3

I know that Leven-Marquardt method is widely used in practice. I want to prove to myself that this method always picks a direction of strict descent, provided the jacobian is of full rank (i.e. the function is differentiable at $x$)

so, I went about trying to prove that the following optimization problem always results in a descent direction of the original objective function.

Say the original objective function we wish to minimize is $$ \min_{x} \frac{1}{2}||f(x)||^2$$. and say $g(x) = \frac{1}{2}||f(x)||^2$ Leven-Marquardt solves the following minimization problem:

$$ \min_{d} \frac{1}{2}||f(x)+J_{f(x)}^T d||^2+\frac{1}{2}r||d||^2$$

The gradient of the original objective function is $f(x)$. And the gradient of the problem for finding the search direction is, if we say $$F(x) =\frac{1}{2}||f(x)+J_{f(x)}^T d||^2+\frac{1}{2}r||d||^2$$ then $$\nabla F(x)= f(x)^T J_{f(x)} +d^T J_{g(x)}^T J_{g(x)} + \frac{r}{2} d^T$$ and since $$ J_{g(x)} = f(x)^T J_{f(x)}$$ then we can replace that and get $$\nabla F(x)= J_{g(x)} +d^T J_{g(x)}^T J_{g(x)} + \frac{r}{2} d^T $$ Then we can multiply through by $d$ to get $$\nabla F(x)^T d = J_{g(x)}^T d +d^T d J_{g(x)}^T J_{g(x)} + \frac{r}{2} d^T d $$ If we are not yet at an optimal value for the original problem, then $$\nabla F(x)^T d \lt 0 \forall d$$ because the FONC of optimality have not been satisfied yet.

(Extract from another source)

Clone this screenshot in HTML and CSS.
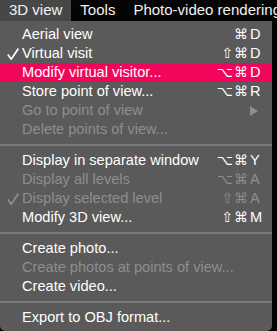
FILE: index.html
```html
<!DOCTYPE html>
<html lang="en">
<head>
    <meta charset="UTF-8">
    <meta name="viewport" content="width=device-width, initial-scale=1.0">
    <title>3D view menu</title>
    <link rel="stylesheet" href="styles.css">
</head>
<body>
    <div class="menubar">
        <span class="menubar-item active">3D view</span>
        <span class="menubar-item">Tools</span>
        <span class="menubar-item">Photo-video rendering</span>
    </div>

    <div class="menu">
        <div class="item"><span class="check"></span><span class="label">Aerial view</span><span class="mods">⌘</span><span class="key">D</span></div>
        <div class="item">
            <span class="check">
                <svg width="12" height="12" viewBox="0 0 12 12"><path d="M0.9 6.6 L4.2 11.2 L11.4 0.6" fill="none" stroke="currentColor" stroke-width="1.7"/></svg>
            </span>
            <span class="label">Virtual visit</span><span class="mods">⇧⌘</span><span class="key">D</span>
        </div>
        <div class="item selected"><span class="check"></span><span class="label">Modify virtual visitor...</span><span class="mods">⌥⌘</span><span class="key">D</span></div>
        <div class="item"><span class="check"></span><span class="label">Store point of view...</span><span class="mods">⌥⌘</span><span class="key">R</span></div>
        <div class="item disabled">
            <span class="check"></span><span class="label">Go to point of view</span><span class="mods"></span>
            <span class="key">
                <svg width="8" height="10" viewBox="0 0 8 10"><path d="M0 0 L8 5 L0 10 Z" fill="currentColor"/></svg>
            </span>
        </div>
        <div class="item disabled"><span class="check"></span><span class="label">Delete points of view...</span><span class="mods"></span><span class="key"></span></div>

        <div class="separator"></div>

        <div class="item"><span class="check"></span><span class="label">Display in separate window</span><span class="mods">⌥⌘</span><span class="key">Y</span></div>
        <div class="item disabled"><span class="check"></span><span class="label">Display all levels</span><span class="mods">⌥⌘</span><span class="key">A</span></div>
        <div class="item disabled">
            <span class="check">
                <svg width="12" height="12" viewBox="0 0 12 12"><path d="M0.9 6.6 L4.2 11.2 L11.4 0.6" fill="none" stroke="currentColor" stroke-width="1.7"/></svg>
            </span>
            <span class="label">Display selected level</span><span class="mods">⇧⌘</span><span class="key">A</span>
        </div>
        <div class="item"><span class="check"></span><span class="label">Modify 3D view...</span><span class="mods">⇧⌘</span><span class="key">M</span></div>

        <div class="separator"></div>

        <div class="item"><span class="check"></span><span class="label">Create photo...</span><span class="mods"></span><span class="key"></span></div>
        <div class="item disabled"><span class="check"></span><span class="label">Create photos at points of view...</span><span class="mods"></span><span class="key"></span></div>
        <div class="item"><span class="check"></span><span class="label">Create video...</span><span class="mods"></span><span class="key"></span></div>

        <div class="separator"></div>

        <div class="item"><span class="check"></span><span class="label">Export to OBJ format...</span><span class="mods"></span><span class="key"></span></div>
    </div>
</body>
</html>
```

FILE: styles.css
```css
/* Page */
body {
    margin: 0;
    padding: 0;
    width: 277px;
    height: 331px;
    overflow: hidden;
    background: #000000;
    font-family: "Liberation Sans", Arial, sans-serif;
    color: #ffffff;
}

/* Menu bar */
.menubar {
    display: flex;
    height: 21px;
    line-height: 20px;
    font-size: 15px;
    background: #050505;
    white-space: nowrap;
    overflow: hidden;
}

.menubar-item {
    padding: 0 9px;
    color: #f2f2f2;
    flex-shrink: 0;
}

.menubar-item.active {
    background: #474747;
}

/* Dropdown panel */
.menu {
    width: 272px;
    padding: 4px 0;
    background: #5a5a5a;
    border-radius: 0 0 5px 5px;
    box-sizing: border-box;
}

.item {
    display: grid;
    grid-template-columns: 22px 1fr auto 14px;
    align-items: center;
    height: 19px;
    line-height: 19px;
    padding-right: 8px;
    font-size: 14.6px;
    color: #ffffff;
    white-space: nowrap;
}

.item.selected {
    background: #f2065b;
}

.item.disabled {
    color: #8e8e8e;
}

.check {
    display: flex;
    align-items: center;
    padding-left: 7px;
    height: 19px;
}

/* Modifier keys sit right against the key letter */
.mods {
    font-family: "DejaVu Sans", sans-serif;
    font-size: 14px;
    letter-spacing: 1px;
    margin-right: 1px;
    text-align: right;
}

.key {
    display: flex;
    align-items: center;
    height: 19px;
}

.separator {
    height: 2px;
    margin: 5px 0;
    background: #7a7a7a;
}
```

breaking this down term by term then

$d^T d J_{g(x)}^T J_{g(x)}\gt 0 $ because they are all squared terms and $ \frac{r}{2} d^T d \gt 0 $ because it is all squared

So then $$ J_{g(x)}^T d \lt 0 $$. Hence $d$ will always point in a descent direction.

Is this proof correct? thanks.

related: How to introduce Levenberg-Marquardt?

makansij
  • 1,583

1 Answers1

2

You got several things wrong. (First, the method is called Levenberg-Marquardt, but that's probably not the point here.)

If the original objective is $G(x) = \tfrac12\|f(x)\|^2$, then its gradient is not $f(x)$, but $$ \nabla G(x) = J_{f(x)}^T f(x). $$ The auxiliary problem for the search direction is a minimization problem over $d$, not over $x$ and should read as $$ \min_d \tfrac12\|f(x) + J_{f(x)} d\|^2 + \tfrac{r}{2}\|d\|^2. $$ Taking the gradient of this objective (with respect to $d$, not to $x$!) gives $$ J_{f(x)}^T(f(x) + J_{f(x)} d) + rd = 0 $$ i.e. $$ (J_{f(x)}^T J_{f(x)} + rI) d = -J_{f(x)}^T f(x). $$ Now we want to show $\langle\nabla G(x),d\rangle<0$: Using the last expression we get $$ \begin{split} \langle\nabla G(x),d\rangle & = \langle J_{f(x)}^T f(x),d\rangle\\ & = -\langle (J_{f(x)}^T J_{f(x)} + rI) d,d\rangle\\ & = -\|J_{f(x)}d\|^2 - r\|d\|^2 < 0 \end{split} $$ as desired.

Dirk
  • 11,680